━━━ Input records ━━━
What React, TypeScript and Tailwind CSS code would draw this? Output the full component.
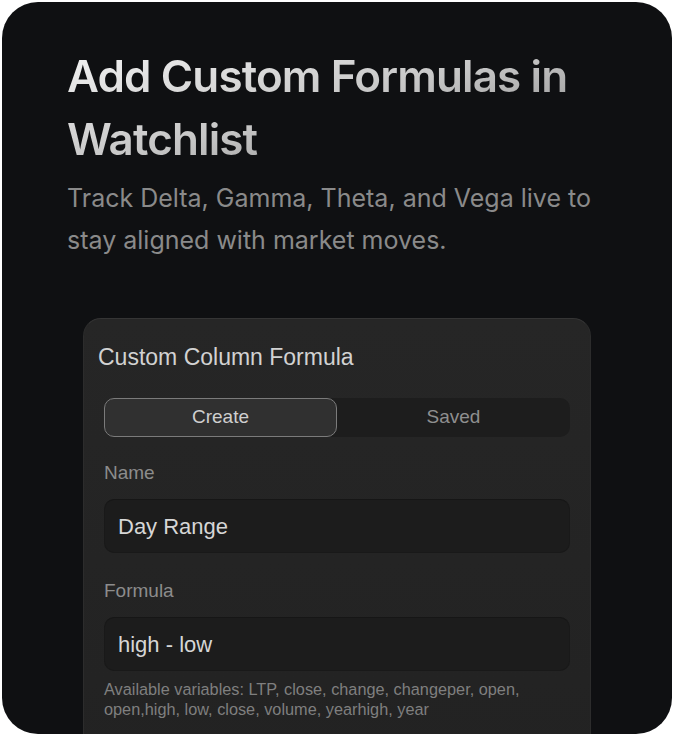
import React from 'react';

const Field = ({ label, value, first }: { label: string; value: string; first?: boolean }) => (
  <div className={first ? 'mt-[24px]' : 'mt-[26px]'}>
    <div className="text-[19px] leading-[24px] text-[#8c8c8c]">{label}</div>
    <div className="mt-[14px] h-[54px] rounded-[10px] bg-[#1c1c1c] border border-[#191919] border-t-[#161616] flex items-center px-[13px] text-[22px] text-[#d6d6d6]">
      {value}
    </div>
  </div>
);

export default function App() {
  return (
    <div className="w-[674px] h-[736px] bg-white p-[2px]">
      <div className="h-full rounded-[36px] bg-[#0f1012] overflow-hidden px-[65px] pt-[43px]">
        {/* heading */}
        <h1
          className="text-[44px] leading-[63px] font-semibold tracking-[-0.02em] bg-linear-to-br from-[#f6f6f6] via-[#c6c6c6] to-[#7c7c7c] bg-clip-text text-transparent w-fit"
          style={{ fontFamily: 'Inter, "Noto Sans", sans-serif' }}
        >
          Add Custom Formulas in
          <br />
          Watchlist
        </h1>
        <p
          className="mt-[6px] text-[25px] leading-[42px] text-[#8a8a8a]"
          style={{ fontFamily: 'Inter, "Noto Sans", sans-serif' }}
        >
          Track Delta, Gamma, Theta, and Vega live to
          <br />
          stay aligned with market moves.
        </p>

        {/* formula panel */}
        <div
          className="mt-[57px] mx-[16px] h-[480px] rounded-[18px] bg-linear-to-b from-[#262626] to-[#222222] border border-[#2c2c2c] border-t-[#353535] px-[20px] pt-[24px]"
          style={{ fontFamily: '"Liberation Sans", Arial, sans-serif' }}
        >
          <div className="-ml-[6px] text-[23px] leading-[28px] text-[#d2d2d2]">Custom Column Formula</div>

          <div className="mt-[27px] h-[39px] rounded-[10px] bg-[#1d1d1d] flex">
            <div className="w-[233px] h-full rounded-[10px] border border-[#7b7b7b] bg-[#303030] flex items-center justify-center text-[19px] text-[#cfcfcf]">
              Create
            </div>
            <div className="flex-1 flex items-center justify-center text-[19px] text-[#8f8f8f]">Saved</div>
          </div>

          <Field label="Name" value="Day Range" first />
          <Field label="Formula" value="high - low" />

          <p className="mt-[8px] text-[16.3px] leading-[20px] text-[#7f7f7f]">
            Available variables: LTP, close, change, changeper, open,
            <br />
            open,high, low, close, volume, yearhigh, year
          </p>
        </div>
      </div>
    </div>
  );
}
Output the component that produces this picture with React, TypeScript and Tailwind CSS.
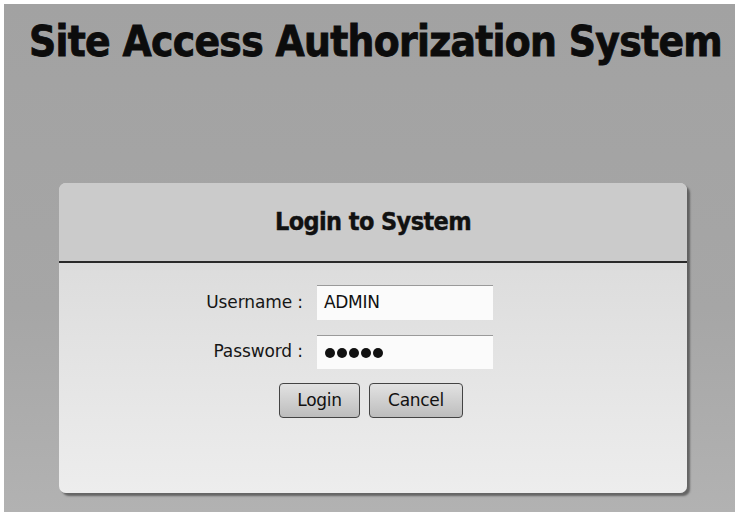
import React from "react";

const sans = { fontFamily: '"DejaVu Sans", Verdana, sans-serif' };
const condensed = { fontFamily: '"DejaVu Sans Condensed", "DejaVu Sans", Verdana, sans-serif', fontStretch: "condensed" as const };

export default function App() {
  return (
    <div className="w-[735px] h-[521px] bg-white pt-[4px] pl-[4px] pb-[9px]" style={sans}>
      <div className="h-full flex flex-col bg-[linear-gradient(180deg,#a2a2a2_0%,#a6a6a6_60%,#b2b2b2_100%)]">
        <h1
          className="pl-[25px] pt-[14px] text-[42px] leading-[48px] font-bold text-[#0c0c0c] tracking-[-0.7px] whitespace-nowrap [-webkit-text-stroke:0.8px_#0c0c0c]"
          style={condensed}
        >
          Site Access Authorization System
        </h1>

        <div className="ml-[55px] mt-[117px] w-[628px] h-[310px] rounded-[7px] overflow-hidden flex flex-col shadow-[3px_3px_2px_rgba(40,40,40,0.55)] bg-[linear-gradient(180deg,#d6d6d6_0%,#e2e2e2_50%,#ededed_100%)]">
          <div className="h-[80px] flex items-center justify-center bg-[#cbcbcb] border-b-2 border-[#2a2a2a]">
            <span
              className="text-[25px] font-bold text-[#111] tracking-[-0.6px] mt-[0px] [-webkit-text-stroke:0.4px_#111]"
              style={condensed}
            >
              Login to System
            </span>
          </div>

          <div className="pt-[22px] pl-[124px]">
            <div className="grid grid-cols-[120px_176px] gap-x-[14px] gap-y-[15px] items-center">
              <label className="text-right text-[17px] text-[#161616] tracking-[-0.1px]">Username :</label>
              <div className="h-[35px] bg-[#fbfbfb] border-t border-[#9a9a9a] flex items-center px-[7px] text-[17px] text-[#111] tracking-[-0.3px]">
                ADMIN
              </div>
              <label className="text-right text-[17px] text-[#161616] tracking-[-0.1px]">Password :</label>
              <div className="h-[34px] bg-[#fbfbfb] border-t border-[#9a9a9a] flex items-center px-[8px] gap-[2px]">
                {[0, 1, 2, 3, 4].map((i) => (
                  <span key={i} className="w-[10px] h-[10px] rounded-full bg-[#111]" />
                ))}
              </div>
            </div>

            <div className="flex gap-[9px] mt-[14px] ml-[96px]">
              <button className="w-[81px] h-[35px] rounded-[4px] border-[1.5px] border-[#444] bg-[linear-gradient(180deg,#e2e2e2,#bdbdbd)] text-[17px] text-[#111] tracking-[-0.3px]">
                Login
              </button>
              <button className="w-[94px] h-[35px] rounded-[4px] border-[1.5px] border-[#444] bg-[linear-gradient(180deg,#e2e2e2,#bdbdbd)] text-[17px] text-[#111] tracking-[-0.3px]">
                Cancel
              </button>
            </div>
          </div>
        </div>
      </div>
    </div>
  );
}
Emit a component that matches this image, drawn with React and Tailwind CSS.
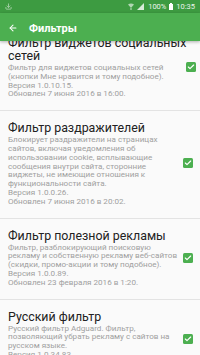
import { ArrowLeft, Download, Check } from "lucide-react";

const filters = [
  {
    title: ["Фильтр виджетов социальных", "сетей"],
    lines: [
      "Фильтр для виджетов социальных сетей",
      "(кнопки Мне нравится и тому подобное).",
      "Версия 1.0.10.15.",
      "Обновлен 7 июня 2016 в 16:00.",
    ],
  },
  {
    title: ["Фильтр раздражителей"],
    lines: [
      "Блокирует раздражители на страницах",
      "сайтов, включая уведомления об",
      "использовании cookie, всплывающие",
      "сообщения внутри сайта, сторонние",
      "виджеты, не имеющие отношения к",
      "функциональности сайта.",
      "Версия 1.0.0.26.",
      "Обновлен 7 июня 2016 в 20:02.",
    ],
  },
  {
    title: ["Фильтр полезной рекламы"],
    lines: [
      "Фильтр, разблокирующий поисковую",
      "рекламу и собственную рекламу веб-сайтов",
      "(скидки, промо-акции и тому подобное).",
      "Версия 1.0.0.89.",
      "Обновлен 23 февраля 2016 в 1:20.",
    ],
  },
  {
    title: ["Русский фильтр"],
    lines: [
      "Русский фильтр Adguard. Фильтр,",
      "позволяющий убрать рекламу с сайтов на",
      "русском языке.",
      "Версия 1.0.34.83.",
      "Обновлен 7 июня 2016 в 16:00.",
    ],
  },
];

function StatusBar() {
  return (
    <div className="h-[13px] bg-[#3d9b41] flex items-center justify-between pl-[5px] pr-[5px] text-white/90">
      <Download className="w-[7px] h-[7px] opacity-60" strokeWidth={3} />
      <div className="flex items-center gap-[3px] text-[7.5px] leading-none">
        <svg width="6" height="7" viewBox="0 0 6 7" className="opacity-60">
          <path d="M0 1.5 Q3 -0.5 6 1.5 L3 5 Z" fill="white" />
          <rect x="2.4" y="5" width="1.2" height="2" fill="white" />
        </svg>
        <svg width="7" height="7" viewBox="0 0 7 7" className="opacity-80">
          <path d="M0 7 L7 0 L7 7 Z" fill="white" />
        </svg>
        <span className="ml-[1px]">100%</span>
        <svg width="4" height="7" viewBox="0 0 4 7">
          <rect x="1" y="0" width="2" height="1" fill="white" />
          <rect x="0" y="1" width="4" height="6" fill="white" />
        </svg>
        <span>10:35</span>
      </div>
    </div>
  );
}

function Toolbar() {
  return (
    <div className="relative z-10 h-[28px] bg-[#4caf50] flex items-center pl-[8px] shadow-[0_1px_3px_rgba(0,0,0,0.3)]">
      <ArrowLeft className="w-[10px] h-[10px] text-white mt-[2px]" strokeWidth={2.5} />
      <span className="ml-[11px] mt-[2px] text-white font-bold text-[11px] leading-none">
        Фильтры
      </span>
    </div>
  );
}

function FilterItem({ item }) {
  return (
    <div className="flex items-center border-b border-[#e3e3e3] pt-[10px] pb-[12px] pl-[8px] pr-[7px]">
      <div className="flex-1">
        <div className="text-[12.4px] leading-[13px] text-[#222222]">
          {item.title.map((t) => (
            <div key={t} className="whitespace-nowrap">
              {t}
            </div>
          ))}
        </div>
        <div className="mt-[1px] text-[8.1px] leading-[8.8px] text-[#a0a0a0]">
          {item.lines.map((l) => (
            <div key={l} className="whitespace-nowrap">
              {l}
            </div>
          ))}
        </div>
      </div>
      <div className="w-[10px] h-[10px] rounded-[1.5px] bg-[#4caf50] flex items-center justify-center shrink-0">
        <Check className="w-[8px] h-[8px] text-white" strokeWidth={3.5} />
      </div>
    </div>
  );
}

export default function App() {
  return (
    <div
      className="w-[200px] h-[355px] overflow-hidden bg-[#fafafa] flex flex-col"
      style={{ fontFamily: "Roboto, 'Noto Sans', sans-serif" }}
    >
      <StatusBar />
      <Toolbar />
      <div className="flex-1 overflow-hidden">
        <div className="-mt-[15px]">
          {filters.map((f) => (
            <FilterItem key={f.title[0]} item={f} />
          ))}
        </div>
      </div>
    </div>
  );
}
━━━
Requirement: Starting at the line containing "Emit a component" and ending at the line containing "ArrowLeft, Download, Check", copy those lines exactly, both included, and nothing more. Leave out any picture.

Response to the exercise:
Emit a component that matches this image, drawn with React and Tailwind CSS.
import { ArrowLeft, Download, Check } from "lucide-react";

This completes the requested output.